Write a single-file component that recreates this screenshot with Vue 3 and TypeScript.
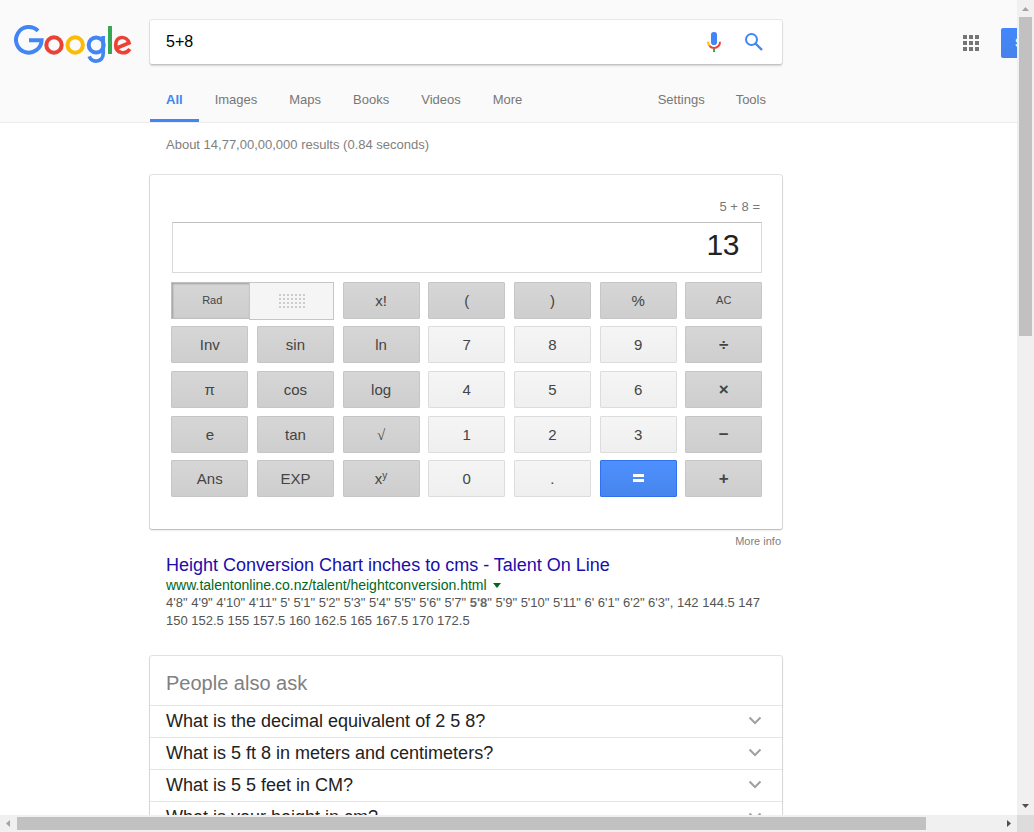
<script setup lang="ts">
import { ref } from 'vue'

interface Key {
  label: string
  kind: 'dark' | 'light' | 'small' | 'op' | 'equals' | 'root'
  sup?: string
}

const dark = (label: string, sup?: string): Key => ({ label, kind: 'dark', sup })
const light = (label: string): Key => ({ label, kind: 'light' })
const op = (label: string): Key => ({ label, kind: 'op' })

const keys: Key[] = [
  dark('x!'), dark('('), dark(')'), dark('%'), { label: 'AC', kind: 'small' },
  dark('Inv'), dark('sin'), dark('ln'), light('7'), light('8'), light('9'), op('÷'),
  dark('π'), dark('cos'), dark('log'), light('4'), light('5'), light('6'), op('×'),
  dark('e'), dark('tan'), { label: '√', kind: 'root' }, light('1'), light('2'), light('3'), op('−'),
  dark('Ans'), dark('EXP'), dark('x', 'y'), light('0'), light('.'),
  { label: '=', kind: 'equals' }, op('+'),
]

const query = ref('5+8')
const tabs = ['All', 'Images', 'Maps', 'Books', 'Videos', 'More']
const questions = [
  'What is the decimal equivalent of 2 5 8?',
  'What is 5 ft 8 in meters and centimeters?',
  'What is 5 5 feet in CM?',
  'What is your height in cm?',
]
</script>

<template>
  <div class="window">
    <div class="page">
      <header class="header">
        <div class="top">
          <svg class="logo" width="120" height="40" viewBox="13 24 120 40" fill="none" stroke-width="4">
            <path stroke="#4285f4" d="M38 30.900A12.800 12.800 0 1 0 41.600 40.200H29" />
            <circle stroke="#ea4335" cx="54" cy="45" r="7.700" />
            <circle stroke="#fbbc05" cx="75.200" cy="45" r="7.700" />
            <circle stroke="#4285f4" cx="96.200" cy="45" r="7.500" />
            <path stroke="#4285f4" stroke-width="3.700" d="M103.200 36V53.500C103.200 63 91.500 63 89.200 56.300" />
            <path stroke="#34a853" d="M110 26V54" />
            <path stroke="#ea4335" stroke-width="3.700" d="M116.300 48.300L129 43C126.800 35.200 115.700 35.500 115.700 45C115.700 53.800 126 55 129.800 48.900" />
          </svg>
          <div class="search">
            <span class="query">{{ query }}</span>
            <svg class="mic" width="16" height="22" viewBox="0 0 16 22" fill="none">
              <rect x="5" y="1" width="6" height="13" rx="2.800" fill="#4285f4" />
              <path d="M2 10.800C2 13 2.800 14.300 3.900 15.300" stroke="#fbbc05" stroke-width="2" />
              <path d="M3.500 15C6 17.600 10 17.600 12.500 15C13.500 14 14 12.500 14 10.800" stroke="#ea4335" stroke-width="2" />
              <path d="M8 17.800V21" stroke="#34a853" stroke-width="2" />
            </svg>
            <svg class="lens" width="20" height="20" viewBox="0 0 20 20" fill="none" stroke="#4285f4" stroke-width="2">
              <circle cx="7.500" cy="7.500" r="5.500" />
              <path d="M11.500 11.500L18 18" stroke-width="2.400" />
            </svg>
          </div>
          <svg class="apps" width="16" height="16" viewBox="0 0 16 16" fill="#757575">
            <template v-for="r in 3" :key="r">
              <rect v-for="c in 3" :key="c" :x="(c - 1) * 6" :y="(r - 1) * 6" width="4" height="4" />
            </template>
          </svg>
          <div class="signin">Sign in</div>
        </div>
        <nav class="nav">
          <span v-for="(t, i) in tabs" :key="t" class="tab" :class="{ active: i === 0 }">{{ t }}</span>
          <span class="tab settings">Settings</span>
          <span class="tab">Tools</span>
        </nav>
      </header>

      <main class="results">
        <div class="stats">About 14,77,00,00,000 results (0.84 seconds)</div>

        <section class="card calc">
          <div class="expression">5 + 8 =</div>
          <div class="display">13</div>
          <div class="keys">
            <div class="angle">
              <div class="rad">Rad</div>
              <div class="drag">
                <svg width="26" height="14" viewBox="0 0 26 14" fill="#ccc" shape-rendering="crispEdges">
                  <template v-for="r in 4" :key="r">
                    <rect v-for="c in 7" :key="c" :x="(c - 1) * 4" :y="(r - 1) * 4" width="2" height="2" />
                  </template>
                </svg>
              </div>
            </div>
            <div v-for="k in keys" :key="k.label" class="key" :class="k.kind">
              <svg v-if="k.kind === 'equals'" width="11" height="8" viewBox="0 0 11 8" fill="#fff" shape-rendering="crispEdges">
                <rect width="11" height="3" />
                <rect y="5" width="11" height="3" />
              </svg>
              <span v-else>{{ k.label }}<sup v-if="k.sup">{{ k.sup }}</sup></span>
            </div>
          </div>
        </section>
        <div class="more-info">More info</div>

        <article class="result">
          <h3>Height Conversion Chart inches to cms - Talent On Line</h3>
          <div class="url">www.talentonline.co.nz/talent/heightconversion.html<i class="caret"></i></div>
          <p>
            4'8" 4'9" 4'10" 4'11" 5' 5'1" 5'2" 5'3" 5'4" 5'5" 5'6" 5'7" <b>5'8</b>" 5'9" 5'10" 5'11" 6' 6'1" 6'2" 6'3", 142 144.5 147<br>
            150 152.5 155 157.5 160 162.5 165 167.5 170 172.5
          </p>
        </article>

        <section class="card ask">
          <h2>People also ask</h2>
          <div v-for="q in questions" :key="q" class="question">
            <span>{{ q }}</span>
            <svg width="14" height="9" viewBox="0 0 14 9" fill="none" stroke="#a0a0a0" stroke-width="2">
              <path d="M1.500 1.500L7 7L12.500 1.500" />
            </svg>
          </div>
        </section>
      </main>
    </div>

    <div class="vbar">
      <svg width="17" height="17" viewBox="0 0 17 17" fill="#a3a3a3"><path d="M5 11L8.500 7L12 11Z" /></svg>
      <div class="vthumb"></div>
      <svg class="end" width="17" height="17" viewBox="0 0 17 17" fill="#505050"><path d="M5 6L8.500 10L12 6Z" /></svg>
    </div>
    <div class="hbar">
      <svg width="17" height="17" viewBox="0 0 17 17" fill="#a3a3a3"><path d="M10 5L6 8.500L10 12Z" /></svg>
      <div class="hthumb"></div>
      <svg class="end" width="17" height="17" viewBox="0 0 17 17" fill="#505050"><path d="M7 5L11 8.500L7 12Z" /></svg>
    </div>
    <div class="corner"></div>
  </div>
</template>

<style>
body {
  margin: 0;
  overflow: hidden;
}
</style>

<style scoped>
.window {
  display: grid;
  grid-template: 815px 17px / 1017px 17px;
  width: 1034px;
  height: 832px;
  overflow: hidden;
  font-family: "Liberation Sans", Arial, sans-serif;
  font-size: 13px;
  color: #222;
  background: #fff;
}
.window * {
  box-sizing: border-box;
}
svg {
  display: block;
  flex: none;
}
.page {
  overflow: hidden;
}
.header {
  height: 123px;
  background: #fafafa;
  border-bottom: 1px solid #ebebeb;
}
.top {
  display: flex;
  align-items: flex-start;
  height: 77px;
  padding-left: 13px;
}
.logo {
  margin-top: 24px;
}
.search {
  display: flex;
  flex: none;
  width: 632px;
  height: 44px;
  margin: 20px 0 0 17px;
  padding-left: 16px;
  background: #fff;
  border-radius: 2px;
  box-shadow: 0 2px 2px 0 rgba(0, 0, 0, 0.16), 0 0 0 1px rgba(0, 0, 0, 0.08);
}
.query {
  flex: 1;
  font-size: 16px;
  line-height: 43px;
  color: #000;
}
.mic {
  margin: 11px 22px 0 0;
}
.lens {
  margin: 12px 18px 0 0;
}
.apps {
  margin: 35px 22px 0 181px;
}
.signin {
  flex: none;
  width: 70px;
  height: 30px;
  margin-top: 28px;
  padding-left: 14px;
  font-weight: bold;
  line-height: 29px;
  color: #fff;
  background: linear-gradient(#4387fd, #4683ea);
  border-radius: 2px;
}
.nav {
  display: flex;
  width: 632px;
  height: 45px;
  margin-left: 150px;
}
.tab {
  padding: 0 16px;
  line-height: 45px;
  color: #777;
}
.tab.active {
  font-weight: bold;
  color: #4285f4;
  border-bottom: 3px solid #4285f4;
}
.settings {
  margin-left: auto;
  padding-right: 15px;
}
.results {
  width: 632px;
  margin-left: 150px;
}
.stats {
  height: 52px;
  padding-left: 16px;
  line-height: 43px;
  color: #808080;
}
.card {
  background: #fff;
  border-radius: 2px;
  box-shadow: 0 0 0 1px rgba(0, 0, 0, 0.1), 0 1px 2px rgba(0, 0, 0, 0.22);
}
.calc {
  height: 354px;
  padding: 22px 20px 0 21px;
}
.expression {
  padding-right: 2px;
  line-height: 20px;
  height: 25px;
  text-align: right;
  color: #777;
}
.display {
  height: 51px;
  margin-left: 1px;
  padding-right: 22px;
  font-size: 30px;
  line-height: 44px;
  letter-spacing: -0.4px;
  text-align: right;
  border: 1px solid #d9d9d9;
  border-top-color: #c0c0c0;
}
.keys {
  display: grid;
  grid-template-columns: repeat(7, 77px);
  grid-auto-rows: 37px;
  gap: 7.6px 8.66px;
  margin: 8.75px 0 0 0.3px;
}
.angle {
  display: flex;
  grid-column: span 2;
}
.rad {
  width: 79px;
  font-size: 11px;
  line-height: 35px;
  text-align: center;
  color: #444;
  padding-left: 3px;
  background: linear-gradient(#d6d6d6, #cecece);
  border: 1px solid #c0c0c0;
  box-shadow: inset 1px 1px 2px rgba(0, 0, 0, 0.25);
}
.drag {
  display: flex;
  justify-content: center;
  width: 85px;
  height: 38px;
  margin-left: -1px;
  padding: 11px 0 0 1px;
  background: #f5f5f5;
  border: 1px solid #c6c6c6;
}
.key {
  display: flex;
  justify-content: center;
  font-size: 15px;
  line-height: 36px;
  color: #444;
  border: 1px solid #c6c6c6;
  border-radius: 1px;
  background: linear-gradient(#d6d6d6, #cecece);
}
.light {
  border-color: #dcdcdc;
  background: linear-gradient(#f5f5f5, #efefef);
}
.small {
  font-size: 11px;
  line-height: 35px;
}
.op {
  font-size: 17px;
  font-weight: bold;
  line-height: 35px;
}
.root {
  font-family: "Liberation Serif", serif;
}
.equals {
  padding-top: 13px;
  border-color: #2f72ed;
  background: linear-gradient(#4d90fe, #4785ec);
}
sup {
  font-size: 10px;
  line-height: 0;
  vertical-align: 5px;
}
.more-info {
  height: 25px;
  padding-right: 1px;
  font-size: 11px;
  line-height: 24px;
  text-align: right;
  color: #808080;
}
.result {
  height: 102px;
  padding-left: 16px;
}
h3 {
  margin: 0;
  font-size: 18px;
  font-weight: normal;
  line-height: 22px;
  color: #1a0dab;
}
.url {
  display: flex;
  align-items: center;
  height: 18px;
  padding-top: 1px;
  font-size: 14px;
  line-height: 17px;
  color: #006621;
}
.caret {
  margin-left: 6px;
  border: 4.5px solid transparent;
  border-top: 5px solid #006621;
  border-bottom: 0;
}
p {
  margin: 0;
  line-height: 18px;
  white-space: nowrap;
  color: #545454;
}
b {
  color: #6a6a6a;
}
h2 {
  height: 49px;
  margin: 0;
  padding-left: 16px;
  font-size: 20px;
  font-weight: normal;
  line-height: 55px;
  color: #808080;
}
.question {
  display: flex;
  justify-content: space-between;
  align-items: flex-start;
  height: 32px;
  padding: 0 20px 0 16px;
  font-size: 18px;
  line-height: 30px;
  border-top: 1px solid #e5e5e5;
}
.question svg {
  margin-top: 10px;
}
.vbar {
  display: flex;
  flex-direction: column;
  align-items: center;
  background: #f0f0f0;
}
.vthumb {
  width: 13px;
  height: 319px;
  background: #c1c1c1;
}
.vbar .end {
  margin-top: auto;
}
.hbar {
  display: flex;
  align-items: center;
  background: #f0f0f0;
}
.hthumb {
  width: 909px;
  height: 13px;
  background: #c1c1c1;
}
.hbar .end {
  margin-left: auto;
}
.corner {
  background: #dcdcdc;
}
</style>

****************

__Stated task__. Leave out the pictures and repeat the lines from the start of the material through the line with "const op = (label: string): Key", inclusive.

__Exercise solution__.
Write a single-file component that recreates this screenshot with Vue 3 and TypeScript.
<script setup lang="ts">
import { ref } from 'vue'

interface Key {
  label: string
  kind: 'dark' | 'light' | 'small' | 'op' | 'equals' | 'root'
  sup?: string
}

const dark = (label: string, sup?: string): Key => ({ label, kind: 'dark', sup })
const light = (label: string): Key => ({ label, kind: 'light' })
const op = (label: string): Key => ({ label, kind: 'op' })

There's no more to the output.